Understanding availability needs - Reliability Pillar

Understanding availability needs

It’s common to initially think of an application’s availability as a single target for the application as a whole. However, upon closer inspection, we frequently find that certain aspects of an application or service have different availability requirements. For example, some systems might prioritize the ability to receive and store new data ahead of retrieving existing data. Other systems prioritize real-time operations over operations that change a system’s configuration or environment. Services might have very high availability requirements during certain hours of the day, but can tolerate much longer periods of disruption outside of these hours. These are a few of the ways that you can decompose a single application into constituent parts, and evaluate the availability requirements for each. The benefit of doing this is to focus your efforts (and expense) on availability according to specific needs, rather than engineering the whole system to the strictest requirement.

Recommendation
Critically evaluate the unique aspects to your applications and, where appropriate, differentiate the availability and disaster recovery design goals to reflect the needs of your business.

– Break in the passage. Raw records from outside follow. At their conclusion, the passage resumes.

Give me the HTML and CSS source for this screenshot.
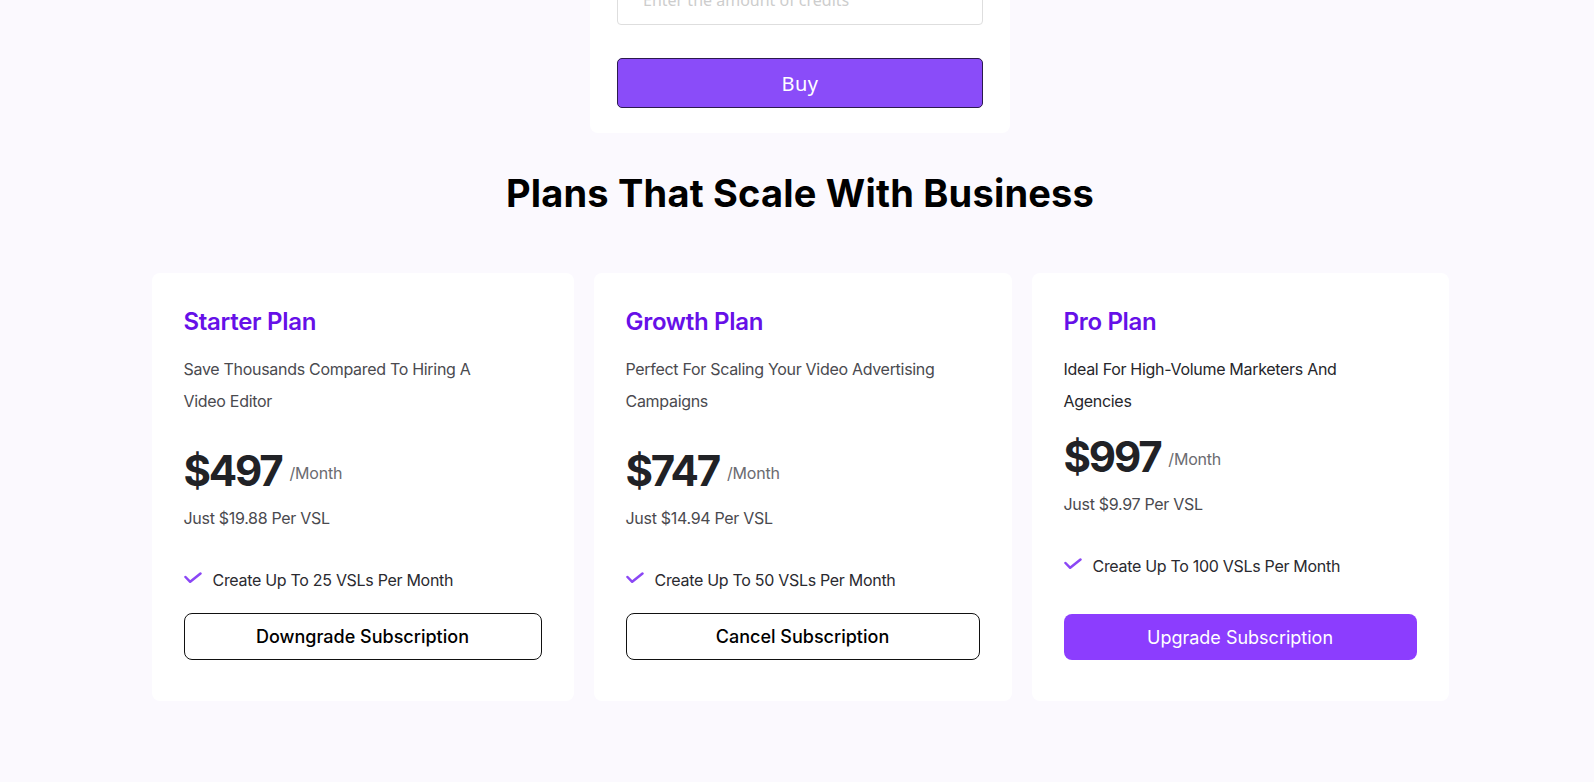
FILE: index.html
```html
<!DOCTYPE html>
<html lang="en">
<head>
<meta charset="utf-8">
<title>Plans</title>
<link rel="stylesheet" href="styles.css">
</head>
<body>
<div class="page">
  <section class="credits">
    <input class="credits__input" type="text" placeholder="Enter the amount of credits">
    <button class="credits__buy" type="button">Buy</button>
  </section>

  <h2 class="section-title">Plans That Scale With Business</h2>

  <div class="plans">
    <article class="plan">
      <h3 class="plan__name">Starter Plan</h3>
      <p class="plan__desc">Save Thousands Compared To Hiring A<br>Video Editor</p>
      <div class="plan__price">$497<span class="plan__period">/Month</span></div>
      <p class="plan__per">Just $19.88 Per VSL</p>
      <ul class="plan__features">
        <li class="plan__feature"><svg class="check" viewBox="0 0 18 12" width="18" height="12"><path d="M1.5 5 L6.2 9.8 L16.5 1.5" fill="none" stroke="currentColor" stroke-width="2.5" stroke-linecap="round" stroke-linejoin="round"/></svg>Create Up To 25 VSLs Per Month</li>
      </ul>
      <button class="plan__btn plan__btn--outline" type="button">Downgrade Subscription</button>
    </article>

    <article class="plan">
      <h3 class="plan__name">Growth Plan</h3>
      <p class="plan__desc">Perfect For Scaling Your Video Advertising<br>Campaigns</p>
      <div class="plan__price">$747<span class="plan__period">/Month</span></div>
      <p class="plan__per">Just $14.94 Per VSL</p>
      <ul class="plan__features">
        <li class="plan__feature"><svg class="check" viewBox="0 0 18 12" width="18" height="12"><path d="M1.5 5 L6.2 9.8 L16.5 1.5" fill="none" stroke="currentColor" stroke-width="2.5" stroke-linecap="round" stroke-linejoin="round"/></svg>Create Up To 50 VSLs Per Month</li>
      </ul>
      <button class="plan__btn plan__btn--outline" type="button">Cancel Subscription</button>
    </article>

    <article class="plan plan--current">
      <h3 class="plan__name">Pro Plan</h3>
      <p class="plan__desc plan__desc--dark">Ideal For High-Volume Marketers And<br>Agencies</p>
      <div class="plan__price">$997<span class="plan__period">/Month</span></div>
      <p class="plan__per">Just $9.97 Per VSL</p>
      <ul class="plan__features">
        <li class="plan__feature"><svg class="check" viewBox="0 0 18 12" width="18" height="12"><path d="M1.5 5 L6.2 9.8 L16.5 1.5" fill="none" stroke="currentColor" stroke-width="2.5" stroke-linecap="round" stroke-linejoin="round"/></svg>Create Up To 100 VSLs Per Month</li>
      </ul>
      <button class="plan__btn plan__btn--solid" type="button">Upgrade Subscription</button>
    </article>
  </div>
</div>
</body>
</html>
```

FILE: styles.css
```css
* { box-sizing: border-box; }

html, body {
  margin: 0;
  padding: 0;
}

body {
  background: #fbf9fe;
  font-family: "Inter", "Noto Sans", sans-serif;
  color: #222;
  overflow: hidden;
}

.page {
  padding-left: 6px;
  display: flex;
  flex-direction: column;
  align-items: center;
}

/* credits card (scrolled partly out of view) */
.credits {
  width: 420px;
  margin-top: -52px;
  background: #fff;
  border-radius: 8px;
  padding: 27px 27px 25px;
  display: flex;
  flex-direction: column;
  gap: 33px;
}

.credits__input {
  height: 50px;
  width: 100%;
  border: 1px solid #dedede;
  border-radius: 4px;
  padding: 0 25px;
  font-family: "Noto Sans", "Inter", sans-serif;
  font-size: 16px;
  color: #333;
  background: #fff;
}

.credits__input::placeholder { color: #cdcdcd; }

.credits__buy {
  height: 50px;
  width: 100%;
  background: #8a4cf9;
  border: 1px solid #2c1a4d;
  border-radius: 5px;
  color: #fff;
  font-family: "Noto Sans", "Inter", sans-serif;
  font-size: 20px;
  font-weight: 400;
  letter-spacing: 0.4px;
  cursor: pointer;
}

.section-title {
  margin: 37px 0 0;
  font-family: "Inter", "Noto Sans", sans-serif;
  font-weight: 700;
  font-size: 38px;
  line-height: 46px;
  color: #000;
  letter-spacing: 0.2px;
}

/* plans */
.plans {
  margin-top: 57px;
  display: grid;
  grid-template-columns: 422px 418px 417px;
  gap: 20px;
}

.plan {
  background: #fff;
  border-radius: 8px;
  height: 428px;
  padding: 34px 32px 41px;
  display: flex;
  flex-direction: column;
}

.plan__name {
  margin: 0;
  font-size: 24px;
  line-height: 30px;
  font-weight: 600;
  color: #6610e8;
  letter-spacing: -0.3px;
}

.plan__desc {
  margin: 16px 0 0;
  font-size: 16px;
  line-height: 32px;
  color: #4a4a4f;
  letter-spacing: -0.3px;
}

.plan__desc--dark { color: #26262b; }

.plan__price {
  margin-top: 32px;
  font-size: 42px;
  line-height: 44px;
  font-weight: 700;
  color: #212226;
  letter-spacing: -2.2px;
}

.plan--current .plan__price { margin-top: 18px; }

.plan__period {
  margin-left: 8px;
  font-size: 16px;
  font-weight: 400;
  color: #6b6b70;
  vertical-align: 7px;
  letter-spacing: -0.2px;
}

.plan__per {
  margin: 11px 0 0;
  font-size: 16px;
  line-height: 24px;
  color: #4a4a4f;
  letter-spacing: -0.3px;
}

.plan__features {
  list-style: none;
  margin: 38px 0 0;
  padding: 0;
}

.plan__feature {
  display: flex;
  align-items: center;
  gap: 11px;
  font-size: 16px;
  line-height: 24px;
  color: #2a2a30;
  letter-spacing: -0.3px;
}

.check {
  color: #8b47f5;
  flex: none;
  position: relative;
  top: -2px;
}

.plan__btn {
  margin-top: auto;
  width: 100%;
  height: 47px;
  border-radius: 8px;
  font-family: "Inter", "Noto Sans", sans-serif;
  font-size: 18px;
  font-weight: 500;
  letter-spacing: 0;
  cursor: pointer;
}

.plan__btn--outline {
  background: #fff;
  border: 1px solid #111;
  color: #000;
}

.plan__btn--solid {
  background: #8c3dfe;
  border: none;
  color: #fff;
  font-weight: 400;
  height: 46px;
}
```
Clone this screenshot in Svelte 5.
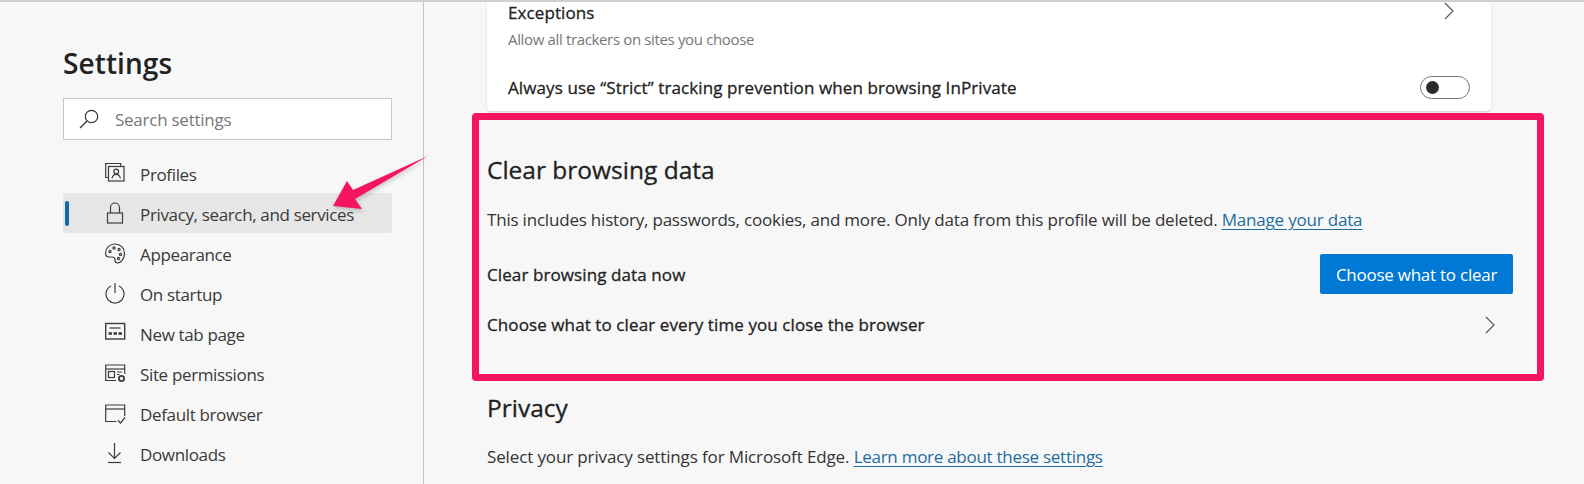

Within AWS, we commonly divide services into the “data plane” and the “control plane.” The data plane is responsible for delivering real-time service while control planes are used to configure the environment. For example, Amazon EC2 instances, Amazon RDS databases, and Amazon DynamoDB table read/write operations are all data plane operations. In contrast, launching new EC2 instances or RDS databases, or adding or changing table metadata in DynamoDB are all considered control plane operations. While high levels of availability are important for all of these capabilities, the data planes typically have higher availability design goals than the control planes. Therefore workloads with high availability requirements should avoid run-time dependency on control plane operations.

Many AWS customers take a similar approach to critically evaluating their applications and identifying subcomponents with different availability needs. Availability design goals are then tailored to the different aspects, and the appropriate work efforts are executed to engineer the system. AWS has significant experience engineering applications with a range of availability design goals, including services with 99.999% or greater availability. AWS Solution Architects (SAs) can help you design appropriately for your availability goals. Involving AWS early in your design process improves our ability to help you meet your availability goals. Planning for availability is not only done before your workload launches. It’s also done continuously to refine your design as you gain operational experience, learn from real world events, and endure failures of different types. You can then apply the appropriate work effort to improve upon your implementation.

The availability needs that are required for a workload must be aligned to the business need and criticality. By first defining business criticality framework with defined RTO, RPO, and availability, you can then assess each workload. Such an approach requires that the people involved in implementation of the workload are knowledgeable of the framework, and the impact their workload has on business needs.